Configure your SLA policy to account for these tools. For example, if a team uses response templates for 60% of tickets, the average FRT should be lower than for a team handling complex, custom issues. You can set more aggressive SLAs for teams with high template usage, as the response time is largely predictable. Conversely, teams handling novel technical problems may need longer SLAs to allow for research.
Building a Cross-Team SLA Framework
For organizations with multiple support teams, a cross-team SLA framework ensures consistency while allowing flexibility. Define organization-wide minimum standards (e.g., all tickets must receive a first response within 4 hours) and then allow each team to set stricter targets based on their workload. This approach prevents teams from setting SLAs that conflict with overall business objectives.

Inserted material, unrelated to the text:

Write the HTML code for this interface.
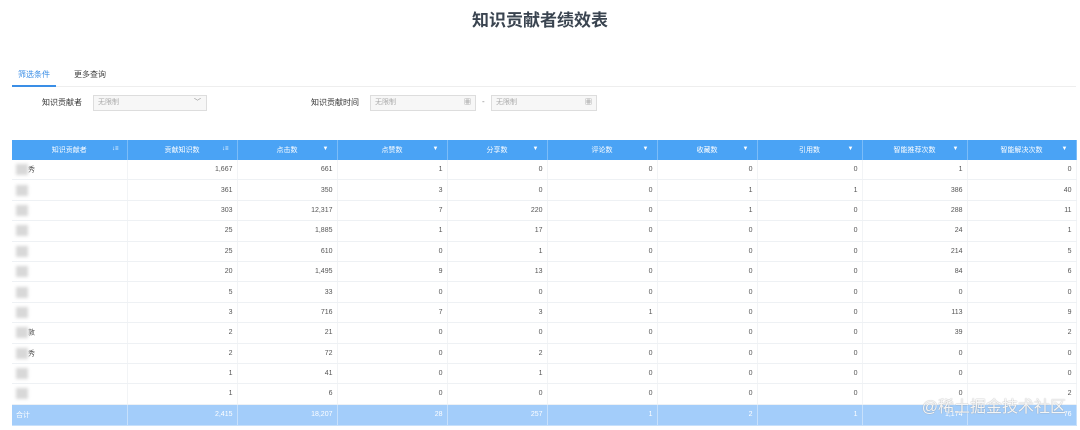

In a customer service platform, you can create SLA profiles that inherit global defaults and override specific parameters per team. For example, the global policy might set a maximum resolution time of 24 hours, while the technical support team overrides it to 8 hours for critical tickets. The billing team, handling disputes that require verification, might set a 48-hour resolution for normal tickets. This layered configuration balances standardization with team autonomy.
Summary
Setting up SLA policies for different teams requires a deliberate, data-informed approach. Start by analyzing team-specific workloads and defining priority levels. Configure escalation rules to prevent breaches, and implement queue management strategies that align agent capacity with SLA targets. Regularly monitor metrics and adjust policies as conditions change. Avoid common pitfalls such as uniform targets, ignored business hours, and missing escalation paths. When done correctly, team-specific SLA policies improve response times, agent accountability, and customer satisfaction without overburdening support staff.